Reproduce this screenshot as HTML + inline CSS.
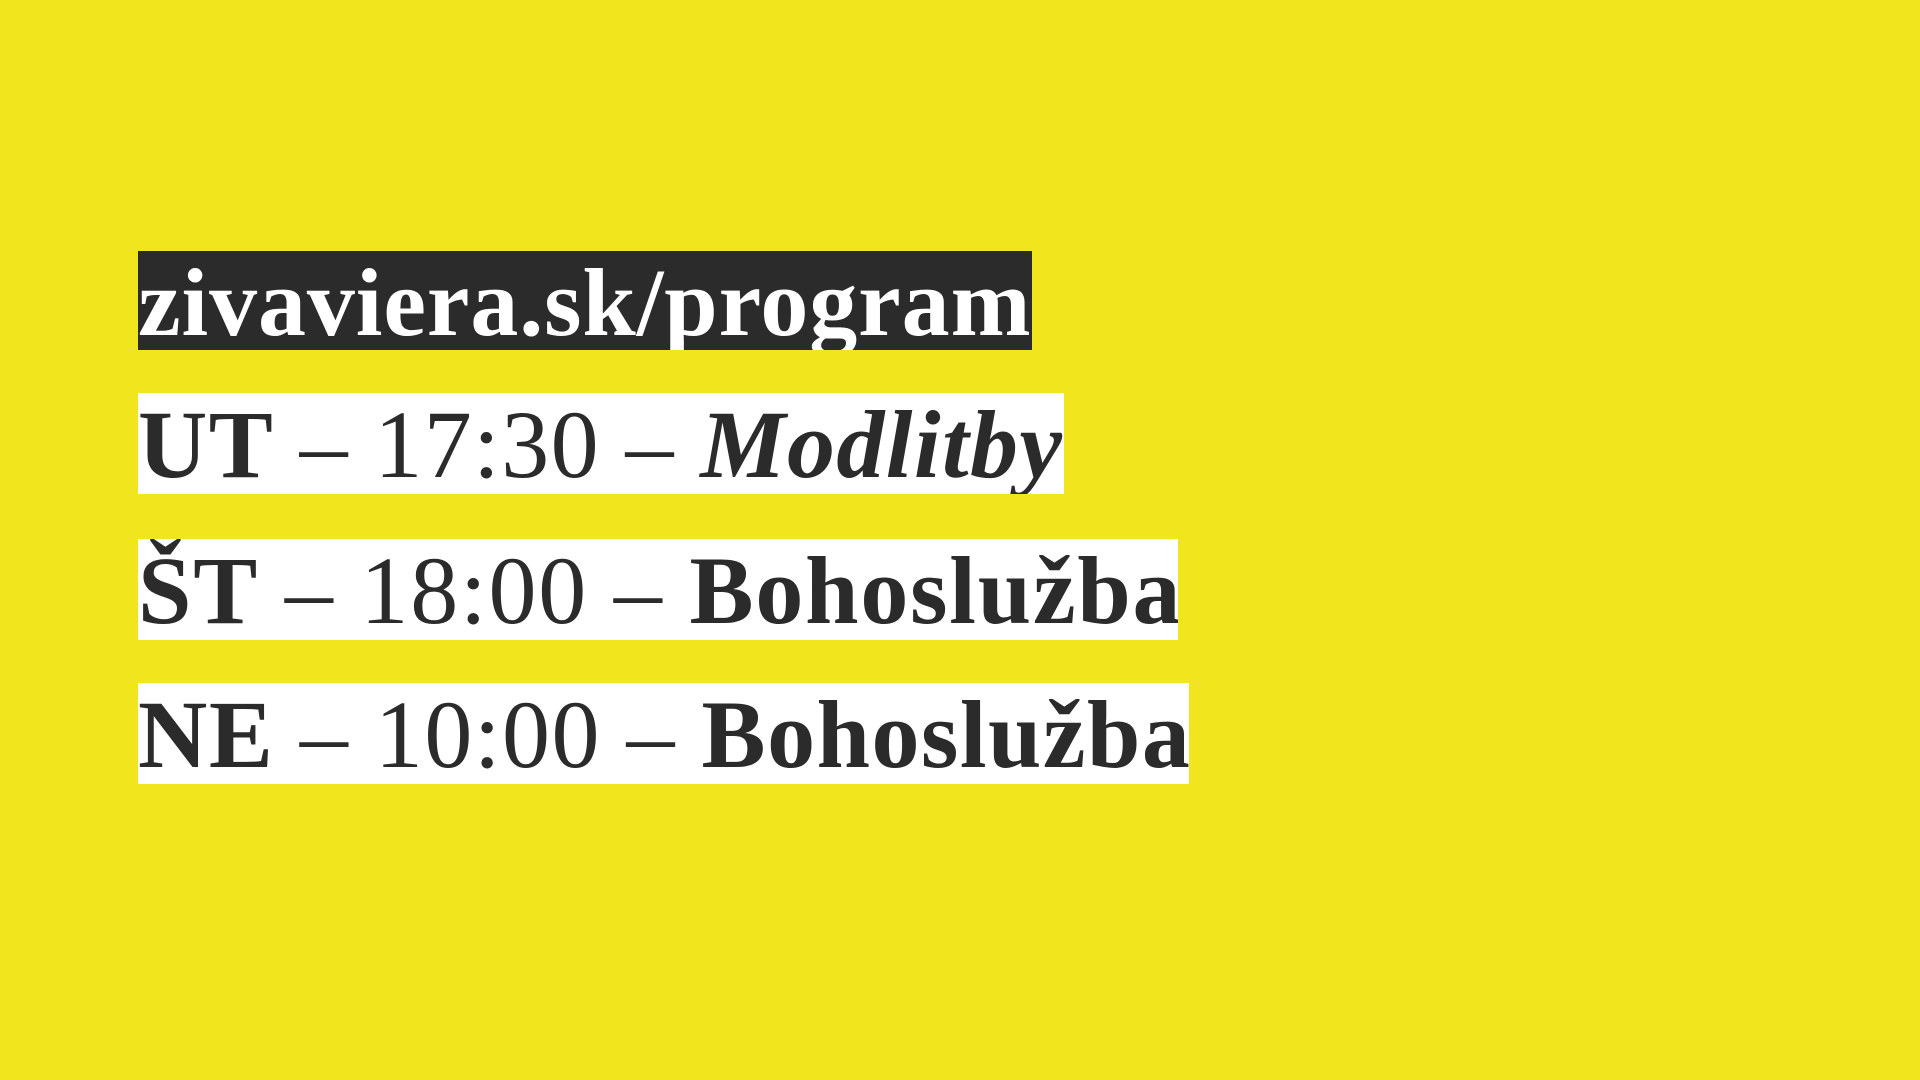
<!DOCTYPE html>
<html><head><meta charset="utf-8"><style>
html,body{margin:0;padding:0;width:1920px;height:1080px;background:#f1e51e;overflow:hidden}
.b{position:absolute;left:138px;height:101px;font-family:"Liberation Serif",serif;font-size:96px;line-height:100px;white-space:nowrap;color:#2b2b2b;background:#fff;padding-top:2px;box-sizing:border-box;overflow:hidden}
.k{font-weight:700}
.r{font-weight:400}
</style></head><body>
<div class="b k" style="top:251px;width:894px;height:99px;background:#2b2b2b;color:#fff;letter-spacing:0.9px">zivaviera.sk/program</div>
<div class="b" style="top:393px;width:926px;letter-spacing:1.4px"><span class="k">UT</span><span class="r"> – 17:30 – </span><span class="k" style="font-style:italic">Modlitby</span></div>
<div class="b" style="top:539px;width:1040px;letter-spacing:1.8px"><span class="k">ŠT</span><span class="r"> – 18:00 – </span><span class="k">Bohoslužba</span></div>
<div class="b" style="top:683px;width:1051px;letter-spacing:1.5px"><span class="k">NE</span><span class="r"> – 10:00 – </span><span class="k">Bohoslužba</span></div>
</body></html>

◇ ◇ ◇

Output an exact copy of the material, with the pictures removed.

Reproduce this screenshot as HTML + inline CSS.
<!DOCTYPE html>
<html><head><meta charset="utf-8"><style>
html,body{margin:0;padding:0;width:1920px;height:1080px;background:#f1e51e;overflow:hidden}
.b{position:absolute;left:138px;height:101px;font-family:"Liberation Serif",serif;font-size:96px;line-height:100px;white-space:nowrap;color:#2b2b2b;background:#fff;padding-top:2px;box-sizing:border-box;overflow:hidden}
.k{font-weight:700}
.r{font-weight:400}
</style></head><body>
<div class="b k" style="top:251px;width:894px;height:99px;background:#2b2b2b;color:#fff;letter-spacing:0.9px">zivaviera.sk/program</div>
<div class="b" style="top:393px;width:926px;letter-spacing:1.4px"><span class="k">UT</span><span class="r"> – 17:30 – </span><span class="k" style="font-style:italic">Modlitby</span></div>
<div class="b" style="top:539px;width:1040px;letter-spacing:1.8px"><span class="k">ŠT</span><span class="r"> – 18:00 – </span><span class="k">Bohoslužba</span></div>
<div class="b" style="top:683px;width:1051px;letter-spacing:1.5px"><span class="k">NE</span><span class="r"> – 10:00 – </span><span class="k">Bohoslužba</span></div>
</body></html>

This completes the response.